Aldehydes
| Category | POPULAR AND WEIRD |
| Subcategory | fresh · citrus · fruity |
| Origin | |
| Volatility | Top Note |
| Botanical | N/A — both synthetic and naturally occurring class of organic compounds |
| Appearance | Colorless to pale yellow clear liquid |
| Odor Strength | High |
| Producing Countries | Manufactured globally |
| Pyramid | Top |
Blown-out candle wax, ironed linen, a metallic spark that lifts everything around it. Aldehydes are not one smell but a chemical series — C-8 through C-13 — each member distinct, all sharing that waxy, soapy, almost electric transparency that makes a composition feel radiant rather than grounded.
Scent
Evolution over time
Immediately
After a few hours
After a few days
The Full Story
Did You Know?
Extraction & Chemistry
Extraction method: All perfumery-grade aliphatic aldehydes are produced synthetically. Two industrial routes dominate: (1) Hydroformylation (the oxo process) — terminal alkenes react with syngas (CO + H2) over cobalt or rhodium catalysts at 85–200°C and 18–300 bar, yielding the corresponding aldehyde with one additional carbon. Rhodium-phosphine catalysts (developed 1970s onward) operate at lower pressures and give higher linear-to-branched selectivity. (2) Catalytic oxidation or dehydrogenation of primary alcohols — e.g., 1-decanol to decanal over copper or silver catalysts at 300–400°C. Some shorter-chain aldehydes occur naturally in citrus oils — decanal is found at 0.1–0.5% in sweet orange peel oil, nonanal in trace amounts — but commercial supply is entirely synthetic for consistency, purity, and cost. 2-Methylundecanal was first synthesised in 1904 by Georges Darzens via the glycidic ester condensation that bears his name.

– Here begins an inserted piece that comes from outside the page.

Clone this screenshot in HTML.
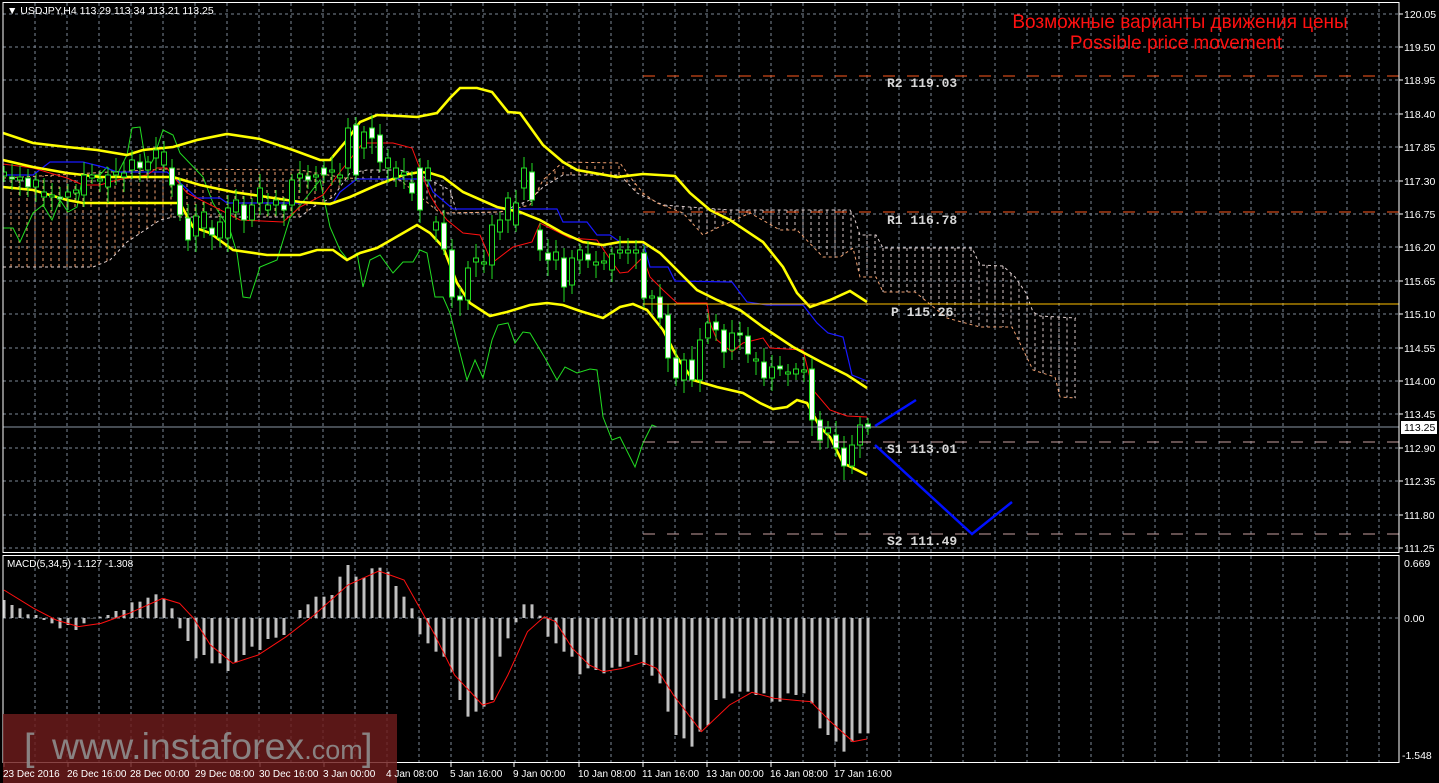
<!DOCTYPE html>
<html><head><meta charset="utf-8"><style>
html,body{margin:0;padding:0;background:#000;width:1439px;height:783px;overflow:hidden}
svg{display:block}
text{font-family:"Liberation Sans",sans-serif}
text.mono{font-family:"Liberation Mono",monospace}
</style></head><body>
<svg id="s" width="1439" height="783" xmlns="http://www.w3.org/2000/svg">
<defs>
<clipPath id="cm"><rect x="3" y="3" width="1396" height="549"/></clipPath>
<clipPath id="cd"><rect x="3" y="556" width="1396" height="206"/></clipPath>
</defs>
<g id="grid"></g>
<g id="cloud" clip-path="url(#cm)"></g>
<g id="lines" clip-path="url(#cm)"></g>
<g id="candles" clip-path="url(#cm)"></g>
<g id="macd" clip-path="url(#cd)"></g>
<line x1="643" y1="76" x2="1399" y2="76" stroke="#ff5a1e" stroke-width="1" stroke-dasharray="12,12"/>
<line x1="643" y1="212" x2="1399" y2="212" stroke="#ff5a1e" stroke-width="1" stroke-dasharray="12,12"/>
<line x1="643" y1="304" x2="1399" y2="304" stroke="#ffc000" stroke-width="1"/>
<line x1="643" y1="442" x2="1399" y2="442" stroke="#c8a0a0" stroke-width="1" stroke-dasharray="12,12"/>
<line x1="643" y1="534" x2="1399" y2="534" stroke="#c8a0a0" stroke-width="1" stroke-dasharray="12,12"/>
<line x1="3" y1="427" x2="1399" y2="427" stroke="#8a96a4" stroke-width="1"/>
<g font-weight="bold" font-size="13" fill="#d8d8d8">
<text class="mono" x="887" y="87">R2 119.03</text>
<text class="mono" x="887" y="224">R1 116.78</text>
<text class="mono" x="891" y="316">P 115.26</text>
<text class="mono" x="887" y="453">S1 113.01</text>
<text class="mono" x="887" y="545">S2 111.49</text>
</g>
<polyline points="875,426 916,400" fill="none" stroke="#0010ff" stroke-width="2.5"/>
<polyline points="875,445 972,534 1012,502" fill="none" stroke="#0010ff" stroke-width="2.5"/>
<text x="1180" y="28" font-size="19" fill="#ff1010" text-anchor="middle">Возможные варианты движения цены</text>
<text x="1176" y="49" font-size="19" fill="#ff1010" text-anchor="middle">Possible price movement</text>
<rect x="3" y="2.5" width="1396" height="550" fill="none" stroke="#fff" stroke-width="1"/>
<rect x="3" y="555.5" width="1396" height="207" fill="none" stroke="#fff" stroke-width="1"/>
<text x="7" y="14" font-size="10.5" fill="#fff">▼ USDJPY,H4  113.29 113.34 113.21 113.25</text>
<text x="7" y="567" font-size="10" fill="#fff">MACD(5,34,5) -1.127 -1.308</text>
<g id="axis" font-size="10.5" fill="#fff"></g>
<rect x="1401" y="421" width="36" height="13" fill="#fff"/>
<text x="1404" y="431" font-size="10.5" fill="#000">113.25</text>
<rect x="3" y="714" width="394" height="69" fill="rgb(110,28,28)" fill-opacity="0.82"/>
<text x="24" y="760" font-size="38" fill="#8e8e8e" fill-opacity="0.9">[</text>
<text x="52" y="759" font-size="37.5" fill="#8e8e8e" fill-opacity="0.9">www.instaforex<tspan font-size="27">.com</tspan></text>
<text x="362" y="760" font-size="38" fill="#8e8e8e" fill-opacity="0.9">]</text>
<g id="dates" font-size="10" fill="#fff"></g>
</svg>
<script>
var NS="http://www.w3.org/2000/svg";
function el(p,t,a,txt){var e=document.createElementNS(NS,t);for(var k in a)e.setAttribute(k,a[k]);if(txt)e.textContent=txt;document.getElementById(p).appendChild(e);return e;}
for(var x=35;x<=1380;x+=32){el("grid","line",{x1:x,y1:3,x2:x,y2:552,stroke:"#7d8796","stroke-dasharray":"3,3"});el("grid","line",{x1:x,y1:556,x2:x,y2:762,stroke:"#7d8796","stroke-dasharray":"3,3"});}
var labs=["120.05","119.50","118.95","118.40","117.85","117.30","116.75","116.20","115.65","115.10","114.55","114.00","113.45","112.90","112.35","111.80","111.25"];
for(var i=0;i<17;i++){var y=Math.round(13.5+33.4*i);el("grid","line",{x1:3,y1:y,x2:1399,y2:y,stroke:"#7d8796","stroke-dasharray":"3,3"});el("grid","line",{x1:1399,y1:y,x2:1403,y2:y,stroke:"#fff"});el("axis","text",{x:1404,y:y+4},labs[i]);}
el("grid","line",{x1:3,y1:618,x2:1399,y2:618,stroke:"#7d8796","stroke-dasharray":"3,3"});
el("axis","text",{x:1404,y:567},"0.669");el("axis","text",{x:1404,y:622},"0.00");el("axis","text",{x:1402,y:759},"-1.548");
var dl=[[3,"23 Dec 2016"],[67,"26 Dec 16:00"],[130,"28 Dec 00:00"],[195,"29 Dec 08:00"],[259,"30 Dec 16:00"],[323,"3 Jan 00:00"],[386,"4 Jan 08:00"],[450,"5 Jan 16:00"],[513,"9 Jan 00:00"],[578,"10 Jan 08:00"],[642,"11 Jan 16:00"],[706,"13 Jan 00:00"],[770,"16 Jan 08:00"],[834,"17 Jan 16:00"]];
dl.forEach(function(d){el("dates","text",{x:d[0],y:777},d[1]);el("grid","line",{x1:d[0]+1,y1:762,x2:d[0]+1,y2:767,stroke:"#fff"});});
function pl(g,pts,c,w,da){var a={points:pts.map(function(p){return p[0]+","+p[1]}).join(" "),fill:"none",stroke:c,"stroke-width":w};if(da)a["stroke-dasharray"]=da;el(g,"polyline",a);}
var A=[[3,267],[93,267],[110,260],[127,242],[160,220],[173,217],[300,217],[313,207],[333,197],[350,173],[367,170],[400,170],[420,175],[450,190],[457,213],[500,212],[530,200],[543,187],[563,175],[620,175],[637,193],[663,205],[730,210],[850,210],[854,217],[860,235],[876,235],[883,248],[972,248],[980,265],[1003,266],[1015,277],[1026,293],[1033,312],[1040,316],[1076,318]];
var B=[[3,178],[110,172],[167,169],[300,170],[345,178],[400,180],[440,213],[500,212],[530,205],[543,180],[563,162],[620,163],[630,177],[643,193],[657,203],[683,213],[703,235],[717,228],[750,213],[780,230],[797,230],[823,257],[840,257],[853,248],[860,277],[876,277],[883,292],[915,292],[947,318],[980,327],[1012,327],[1033,370],[1055,377],[1060,397],[1076,398]];
function interp(L,x){for(var i=0;i<L.length-1;i++){if(x>=L[i][0]&&x<=L[i+1][0]){var t=(x-L[i][0])/((L[i+1][0]-L[i][0])||1);return L[i][1]+t*(L[i+1][1]-L[i][1]);}}return L[L.length-1][1];}
for(var x=11;x<=1076;x+=8){var a=interp(A,x),b=interp(B,x);el("cloud","line",{x1:x,y1:a,x2:x,y2:b,stroke:(b>a?"#d8c8c8":"#f0a070"),"stroke-dasharray":"3,3","stroke-width":1});}
pl("cloud",A,"#e0d0d0",1,"3,3");pl("cloud",B,"#f0a070",1,"3,3");
var U=[[3,133],[33,143],[67,147],[97,150],[127,155],[143,150],[173,147],[197,140],[227,134],[260,139],[293,150],[320,160],[330,160],[347,140],[360,122],[377,115],[400,116],[417,117],[437,113],[450,98],[460,88],[477,88],[492,92],[508,112],[520,113],[543,145],[563,162],[577,170],[617,177],[643,174],[675,176],[690,193],[710,210],[730,220],[763,242],[783,267],[797,293],[810,307],[830,300],[850,291],[867,302]];
var M=[[3,160],[33,167],[67,173],[100,177],[147,177],[173,177],[200,185],[233,192],[267,197],[300,202],[330,204],[350,197],[377,185],[403,175],[420,172],[430,173],[443,177],[463,192],[497,207],[520,212],[540,220],[563,233],[583,242],[603,245],[620,242],[643,242],[660,253],[680,273],[697,290],[717,300],[740,310],[763,327],[793,347],[823,363],[847,375],[867,388]];
var Lw=[[3,187],[33,190],[67,200],[83,203],[133,203],[180,203],[193,227],[210,233],[233,250],[267,255],[300,255],[317,250],[333,250],[347,260],[360,253],[377,248],[417,225],[430,233],[443,247],[457,283],[470,303],[490,316],[507,312],[530,305],[547,303],[563,305],[580,311],[603,318],[620,307],[633,304],[647,310],[663,330],[677,357],[693,380],[717,387],[743,393],[760,403],[773,409],[787,407],[797,400],[807,403],[820,427],[830,437],[843,463],[867,475]];
var R=[[3,164],[33,168],[67,178],[83,185],[100,185],[117,180],[147,175],[157,168],[167,168],[172,175],[187,193],[240,220],[283,222],[300,207],[323,195],[340,172],[363,143],[393,143],[412,148],[430,195],[437,207],[447,220],[463,233],[480,235],[492,263],[513,247],[532,242],[540,223],[570,238],[597,240],[612,262],[620,273],[628,272],[643,257],[650,277],[663,290],[677,303],[707,303],[710,323],[717,340],[732,352],[743,343],[763,338],[770,348],[803,350],[813,390],[830,410],[847,416],[867,417]];
var Bl=[[3,175],[33,175],[50,162],[83,162],[103,167],[117,172],[167,172],[177,180],[197,198],[220,198],[227,203],[333,203],[340,192],[357,179],[427,179],[433,192],[453,209],[557,209],[563,222],[587,222],[597,235],[610,235],[620,242],[643,242],[650,267],[668,267],[675,281],[732,282],[747,302],[767,305],[803,305],[817,323],[828,333],[843,337],[852,375],[867,381]];
var G=[[3,228],[13,228],[20,242],[33,213],[43,205],[52,220],[60,200],[68,212],[77,207],[83,175],[100,175],[107,167],[117,175],[127,155],[132,128],[140,127],[147,170],[153,160],[163,130],[173,135],[180,153],[203,177],[213,203],[230,230],[237,253],[243,297],[250,298],[260,267],[277,260],[290,218],[310,193],[320,180],[330,227],[340,250],[348,260],[357,253],[363,287],[370,260],[380,255],[393,273],[403,262],[413,262],[420,250],[427,253],[435,297],[443,297],[450,313],[460,353],[467,380],[475,360],[483,378],[492,340],[498,325],[508,323],[515,343],[523,332],[530,333],[545,358],[557,380],[565,367],[577,373],[590,369],[597,370],[603,417],[612,440],[620,437],[635,467],[643,443],[652,425],[657,427]];
pl("lines",G,"#22dd22",1);pl("lines",Bl,"#1818ff",1.2);pl("lines",R,"#ff1010",1);
pl("lines",U,"#ffff00",2.6);pl("lines",M,"#ffff00",2.6);pl("lines",Lw,"#ffff00",2.6);
var C=[[172,176,0],[177,179,1],[177,180,0],[178,187,1],[180,187,0],[192,197,0],[195,197,0],[197,199,1],[192,197,0],[190,193,0],[175,195,0],[175,178,0],[179,181,0],[175,187,0],[172,175,0],[173,177,0],[160,170,0],[162,168,1],[162,170,0],[150,158,0],[152,165,0],[168,185,1],[185,215,1],[218,240,1],[216,236,0],[212,228,0],[228,235,1],[222,238,0],[208,238,0],[200,212,0],[205,220,1],[205,220,0],[188,203,0],[205,210,0],[200,205,0],[205,210,1],[180,205,0],[174,178,0],[176,180,1],[175,177,0],[168,175,1],[170,172,0],[175,178,0],[128,168,0],[125,175,1],[132,148,0],[128,138,1],[135,162,1],[158,168,0],[168,178,0],[172,175,0],[183,193,1],[168,210,1],[168,180,0],[222,230,0],[223,249,1],[250,297,1],[296,300,1],[268,300,0],[258,262,0],[262,264,0],[225,265,0],[220,232,0],[198,220,0],[203,225,0],[168,188,0],[172,200,1],[230,250,1],[253,260,1],[252,260,0],[258,287,1],[258,285,0],[250,260,0],[254,260,1],[262,265,0],[261,263,0],[254,270,0],[250,253,0],[250,253,0],[250,253,0],[253,298,1],[296,298,0],[297,318,1],[315,358,1],[358,378,1],[360,380,0],[360,380,1],[340,380,0],[323,338,0],[322,330,1],[330,352,1],[333,350,0],[333,335,1],[336,354,1],[359,361,0],[362,378,1],[367,378,0],[366,369,1],[372,374,0],[369,374,0],[370,371,0],[369,420,1],[420,440,1],[428,433,0],[435,448,1],[448,466,1],[445,466,0],[425,445,0],[424,428,1]];
C.forEach(function(c,i){var x=4+8*i;var wt=c[0]-6-((i*7)%9),wb=c[1]+6+((i*5)%11);
el("candles","line",{x1:x,y1:wt,x2:x,y2:wb,stroke:"#22dd22","stroke-width":1});
el("candles","rect",{x:x-2.5,y:c[0],width:5,height:Math.max(2,c[1]-c[0]),fill:c[2]?"#fff":"#000",stroke:"#22dd22","stroke-width":1});});
var H=[135,150,160,178,180,195,205,220,210,225,205,190,185,180,168,165,142,140,128,118,130,160,220,258,310,300,325,325,348,322,300,275,285,252,248,240,190,165,148,125,125,120,65,30,65,68,40,38,50,93,125,160,238,265,290,305,350,435,485,470,455,435,305,250,202,148,148,182,245,265,290,305,358,340,345,355,338,335,320,300,330,362,385,470,540,550,575,530,510,435,430,415,410,410,420,415,440,440,415,420,415,445,520,540,560,590,560,535,535];
H.forEach(function(d,i){var x=4+8*i;var y=555+d/3;el("macd","line",{x1:x,y1:618,x2:x,y2:y,stroke:"#c0c0c0","stroke-width":3});});
var S=[[7,105],[60,160],[100,195],[140,215],[180,205],[230,175],[290,130],[320,145],[345,190],[375,270],[415,325],[460,300],[510,245],[560,180],[620,90],[675,48],[720,75],[745,150],[775,240],[810,360],[860,450],[880,440],[905,360],[940,230],[970,185],[990,200],[1020,280],[1050,330],[1075,350],[1110,340],[1145,322],[1170,340],[1200,420],[1250,530],[1300,450],[1340,412],[1380,430],[1430,438],[1445,440],[1480,500],[1520,560],[1545,552]].map(function(p){return [p[0]/1.782,555+p[1]/3];});
pl("macd",S,"#ff1010",1);
</script>
</body></html>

| Molecular Formula | General formula: R-CHO — perfumery aldehydes range from C₈H₁₆O to C₁₄H₂₈O |
| CAS Number | Class of compounds. Key CAS numbers: octanal C-8 (124-13-0), nonanal C-9 (124-19-6), decanal C-10 (112-31-2), undecanal C-11 (112-44-7), dodecanal C-12 lauric (112-54-9), 2-methylundecanal C-12 MNA (110-41-8) |
| Botanical Name | N/A — both synthetic and naturally occurring class of organic compounds |
| IFRA Status | Restricted. Individual limits per IFRA/RIFM: decanal max 1% in fragrance concentrate, undecanal max 1%, dodecanal max 2%, 2-methylundecanal max 2%. C-12 MNA (2-methylundecanal) is classified as a skin sensitiser (GHS Cat. 1, H317) and is an EU-listed fragrance allergen requiring label declaration above 0.001% in leave-on products (Regulation 1223/2009, Annex III). |
| Synonyms | ALDEHYDE · ALIPHATIC ALDEHYDE · AROMATIC ALDEHYDE |
| Physical Properties | |
| Odor Strength | High |
| Lasting Power | Varies by chain length: C-8 ~7 hours, C-11 ~72 hours, C-12 lauric ~368 hours, C-12 MNA ~388 hours (TGSC data at 100%) |
| Appearance | Colorless to pale yellow clear liquid |
In Perfumery
Top-note amplifiers, diffusion boosters, and transparency agents. Aliphatic aldehydes (C-8 through C-13) function as olfactory highlighters — they project the heart outward and make surrounding materials brighter and more radiant. Key members and their CAS numbers: octanal (C-8, 124-13-0, orange-peel sharpness), nonanal (C-9, 124-19-6, waxy-citrus-rose), decanal (C-10, 112-31-2, sweet waxy orange-rind), undecanal (C-11, 112-44-7, fresh linen clarity), dodecanal (C-12 lauric, 112-54-9, soapy-waxy-fatty diffusion), and 2-methylundecanal (C-12 MNA, 110-41-8, metallic amber sparkle). Even in compositions not marketed as aldehydic, trace amounts of C-11 or C-12 are routinely dosed at 0.01–0.1% for lift and projection. The aldehydic-floral family — built on overdosed C-10, C-11, and C-12 MNA — defined 20th-century feminine perfumery. Aldehydes also appear in chypre, fougère, and powdery-amber constructions. 2-Methylundecanal is classified as a skin sensitiser (GHS Category 1, H317) and is an EU-listed fragrance allergen requiring declaration above 0.001% in leave-on cosmetic products.